The repository default is GPU execution for both embedding (embedding.device: cuda) and lookup (lookup.use_gpu: true). CPU remains available as an explicit fallback by setting embedding.device: cpu and lookup.use_gpu: false. In the current pipeline, embeddings are generated first and lookup runs afterward, so Stage A and Stage B do not overlap within the same run.
When processing multiple proteomes on a single GPU-equipped machine, a sequential launcher script is recommended. Running one proteome at a time preserves the same non-overlapping execution model used within a single FANTASIA run and avoids GPU contention between concurrent jobs. This is often the simplest and most reliable strategy for small-to-medium batches of proteomes.
If you plan to annotate with several embedding models, it is usually better to run one model at a time rather than enabling all models in a single launch. This keeps GPU memory use predictable, makes failures easier to isolate, and avoids contention between large model loads on remote or shared machines.
Example:
./scripts/run_sequential_proteomes.sh config/prott5_full.yaml /path/to/proteomes /path/to/experiments prott5The GPU memory required by the lookup stage depends mainly on:
- the size of the reference embedding matrix
- the lookup query batch size
- the embedding dimensionality
- temporary tensors created during cosine or euclidean distance computation
Because FANTASIA runs embeddings first and lookup afterward, GPU lookup memory requirements do not depend on the embedding step being active within the same run.

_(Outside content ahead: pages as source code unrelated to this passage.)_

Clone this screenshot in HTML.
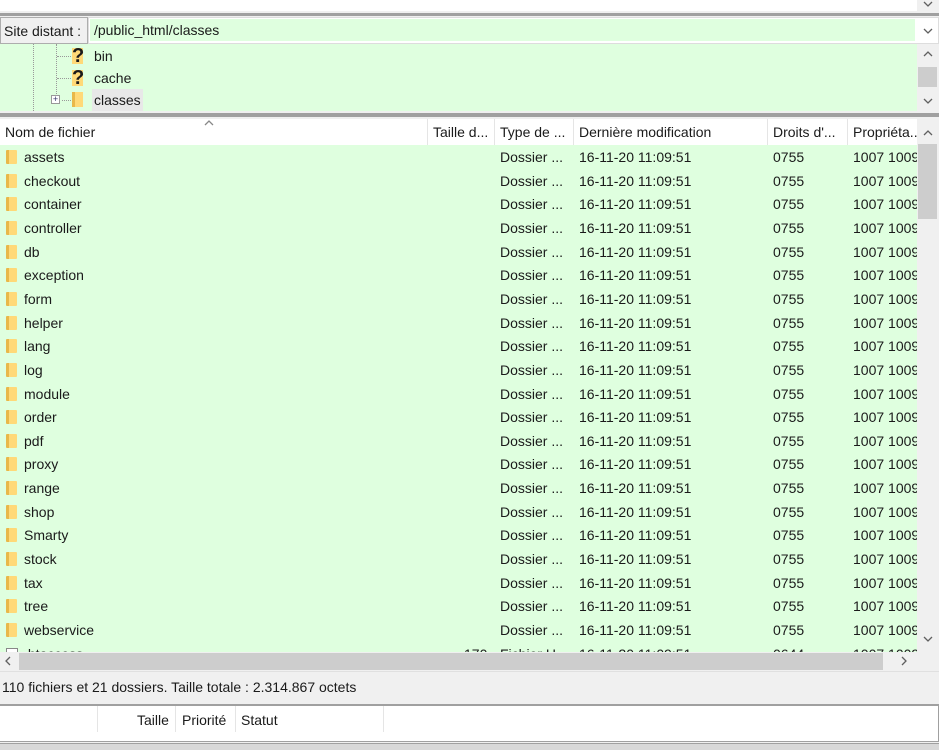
<!DOCTYPE html>
<html><head><meta charset="utf-8"><style>
*{margin:0;padding:0;box-sizing:border-box}
body{width:939px;height:750px;overflow:hidden;background:#f0f0f0;font-family:"Liberation Sans",sans-serif;font-size:14px;color:#1a1a1a;position:relative}
.abs{position:absolute}
.g{background:#dfffdf}
.row{position:absolute;left:0;width:917px;height:24px;line-height:24px;white-space:nowrap}
.row span{position:absolute}
.fold{position:absolute;left:6px;top:5px;width:11px;height:14px;background:linear-gradient(90deg,#e8b84a 0 3px,#ffd978 3px);border-radius:1px}
.hdr span{position:absolute;top:0;line-height:26px}
.sep{position:absolute;top:0;width:1px;height:26px;background:#e5e5e5}
svg.c{position:absolute;width:10px;height:6px}
svg.c polyline{fill:none;stroke:#606060;stroke-width:1.3}
</style></head><body>
<div class="abs" style="left:0;top:0;width:939px;height:11px;background:#fff"></div>
<div class="abs" style="left:917px;top:0;width:22px;height:11px;background:#f0f0f0"></div>
<svg class="c" style="left:923px;top:1px"><polyline points="1,1 5,5 9,1"/></svg>
<div class="abs" style="left:0;top:13px;width:939px;height:3px;background:#a0a0a0"></div>
<div class="abs" style="left:0;top:17px;width:88px;height:27px;line-height:27px;padding-left:3px;background:#f0f0f0;border:1px solid #adadad">Site distant :</div>
<div class="abs" style="left:88px;top:17px;width:851px;height:27px;background:#fff;border:1px solid #ddd"></div>
<div class="abs g" style="left:90px;top:19px;width:825px;height:22px;line-height:22px;padding-left:4px">/public_html/classes</div>
<svg class="c" style="left:923px;top:28px"><polyline points="1,1 5,5 9,1"/></svg>
<div class="abs g" style="left:0;top:44px;width:917px;height:67px"></div>
<div class="abs" style="left:33px;top:44px;width:0;height:67px;border-left:1px dotted #999"></div>
<div class="abs" style="left:56px;top:44px;width:0;height:56px;border-left:1px dotted #999"></div>
<div class="abs" style="left:57px;top:56px;width:14px;border-top:1px dotted #999"></div>
<div class="abs" style="left:57px;top:78px;width:14px;border-top:1px dotted #999"></div>
<div class="abs" style="left:62px;top:100px;width:9px;border-top:1px dotted #999"></div>
<div class="abs" style="left:51px;top:95px;width:9px;height:9px;border:1px solid #999;background:#fff;font-size:9px;line-height:7px;text-align:center;color:#336">+</div>
<div class="abs" style="left:72px;top:48px;width:11px;height:16px;background:#ffd978"></div>
<div class="abs" style="left:72px;top:44px;font-size:20px;font-weight:bold;line-height:24px">?</div>
<div class="abs" style="left:72px;top:70px;width:11px;height:16px;background:#ffd978"></div>
<div class="abs" style="left:72px;top:66px;font-size:20px;font-weight:bold;line-height:24px">?</div>
<div class="abs" style="left:72px;top:92px;width:11px;height:15px;background:linear-gradient(90deg,#e8b84a 0 3px,#ffd978 3px)"></div>
<div class="abs" style="left:94px;top:45px;line-height:22px">bin</div>
<div class="abs" style="left:94px;top:67px;line-height:22px">cache</div>
<div class="abs" style="left:92px;top:89px;line-height:22px;background:#e8e8e8;padding:0 2px">classes</div>
<div class="abs" style="left:917px;top:44px;width:22px;height:67px;background:#f0f0f0"></div>
<svg class="c" style="left:923px;top:51px"><polyline points="1,5 5,1 9,5"/></svg>
<div class="abs" style="left:918px;top:67px;width:19px;height:20px;background:#cdcdcd"></div>
<svg class="c" style="left:923px;top:98px"><polyline points="1,1 5,5 9,1"/></svg>
<div class="abs" style="left:0;top:113px;width:939px;height:4px;background:#a0a0a0"></div>
<div class="abs hdr" style="left:0;top:119px;width:917px;height:26px;background:#fff">
<span style="left:5px">Nom de fichier</span>
<svg class="c" style="left:204px;top:1px"><polyline points="1,5 5,1 9,5" style="stroke:#888"/></svg>
<div class="sep" style="left:427px"></div><span style="left:433px">Taille d...</span>
<div class="sep" style="left:494px"></div><span style="left:500px">Type de ...</span>
<div class="sep" style="left:573px"></div><span style="left:579px">Dernière modification</span>
<div class="sep" style="left:767px"></div><span style="left:773px">Droits d'...</span>
<div class="sep" style="left:847px"></div><span style="left:853px">Propriéta...</span>
</div>
<div class="abs g" style="left:0;top:145px;width:917px;height:507px;overflow:hidden">
<div id="rows"></div>
</div>
<div class="abs" style="left:917px;top:119px;width:22px;height:533px;background:#f0f0f0"></div>
<svg class="c" style="left:923px;top:130px"><polyline points="1,5 5,1 9,5"/></svg>
<div class="abs" style="left:918px;top:144px;width:19px;height:75px;background:#cdcdcd"></div>
<svg class="c" style="left:923px;top:636px"><polyline points="1,1 5,5 9,1"/></svg>
<div class="abs" style="left:0;top:652px;width:917px;height:19px;background:#f0f0f0"></div>
<div class="abs" style="left:19px;top:653px;width:864px;height:17px;background:#cdcdcd"></div>
<svg class="abs" style="left:5px;top:656px" width="6" height="10"><polyline points="5,1 1,5 5,9" fill="none" stroke="#606060" stroke-width="1.3"/></svg>
<svg class="abs" style="left:901px;top:656px" width="6" height="10"><polyline points="1,1 5,5 1,9" fill="none" stroke="#606060" stroke-width="1.3"/></svg>
<div class="abs" style="left:0;top:671px;width:939px;height:30px;line-height:30px;padding-left:2px;background:#f0f0f0;border-top:1px solid #e0e0e0">110 fichiers et 21 dossiers. Taille totale : 2.314.867 octets</div>
<div class="abs" style="left:0;top:704px;width:939px;height:2px;background:#a0a0a0"></div>
<div class="abs" style="left:0;top:706px;width:939px;height:36px;background:#fff;border-right:1px solid #a0a0a0;border-bottom:1px solid #a0a0a0"></div>
<div class="abs" style="left:97px;top:706px;width:1px;height:26px;background:#e5e5e5"></div>
<div class="abs" style="left:175px;top:706px;width:1px;height:26px;background:#e5e5e5"></div>
<div class="abs" style="left:235px;top:706px;width:1px;height:26px;background:#e5e5e5"></div>
<div class="abs" style="left:383px;top:706px;width:1px;height:26px;background:#e5e5e5"></div>
<div class="abs" style="left:137px;top:706px;line-height:28px">Taille</div>
<div class="abs" style="left:182px;top:706px;line-height:28px">Priorité</div>
<div class="abs" style="left:241px;top:706px;line-height:28px">Statut</div>
<div class="abs" style="left:0;top:743px;width:939px;height:7px;background:#d8d8d8;border-top:1px solid #a0a0a0"></div>
<script>
var n=["assets","checkout","container","controller","db","exception","form","helper","lang","log","module","order","pdf","proxy","range","shop","Smarty","stock","tax","tree","webservice"];
var h="";
n.forEach(function(s,i){h+='<div class="row" style="top:'+(i*23.65)+'px"><div class="fold"></div><span style="left:24px">'+s+'</span><span style="left:500px">Dossier ...</span><span style="left:579px">16-11-20 11:09:51</span><span style="left:773px">0755</span><span style="left:853px">1007 1009</span></div>';});
h+='<div class="row" style="top:'+(21*23.65)+'px"><div style="position:absolute;left:6px;top:6px;width:12px;height:15px;border:1px solid #888;background:#fff"></div><span style="left:24px">.htaccess</span><span style="left:464px">170</span><span style="left:500px">Fichier H...</span><span style="left:579px">16-11-20 11:09:51</span><span style="left:773px">0644</span><span style="left:853px">1007 1009</span></div>';
document.getElementById("rows").innerHTML=h;
</script>
</body></html>
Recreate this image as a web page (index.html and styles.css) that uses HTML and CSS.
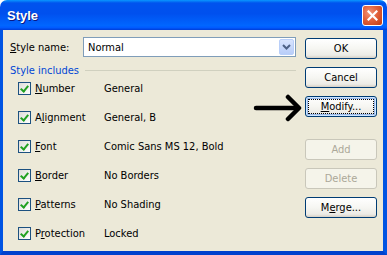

For a typical single-model Prot-T5 layer-0 lookup on a proteome, the reference matrix may be on the order of 123,977 x 1024, with lookup batches such as 516 x 1024 using float32 tensors. In practice, this fits comfortably on a 24 GB GPU and is generally expected to fit on a 16 GB GPU as well. Actual memory requirements still depend on the selected reference dataset, enabled layers/models, and lookup batch size.
The table below summarizes a lookup-only benchmark on a single proteome using the same precomputed Prot-T5 embeddings and the same reference table. Only the lookup execution device was changed.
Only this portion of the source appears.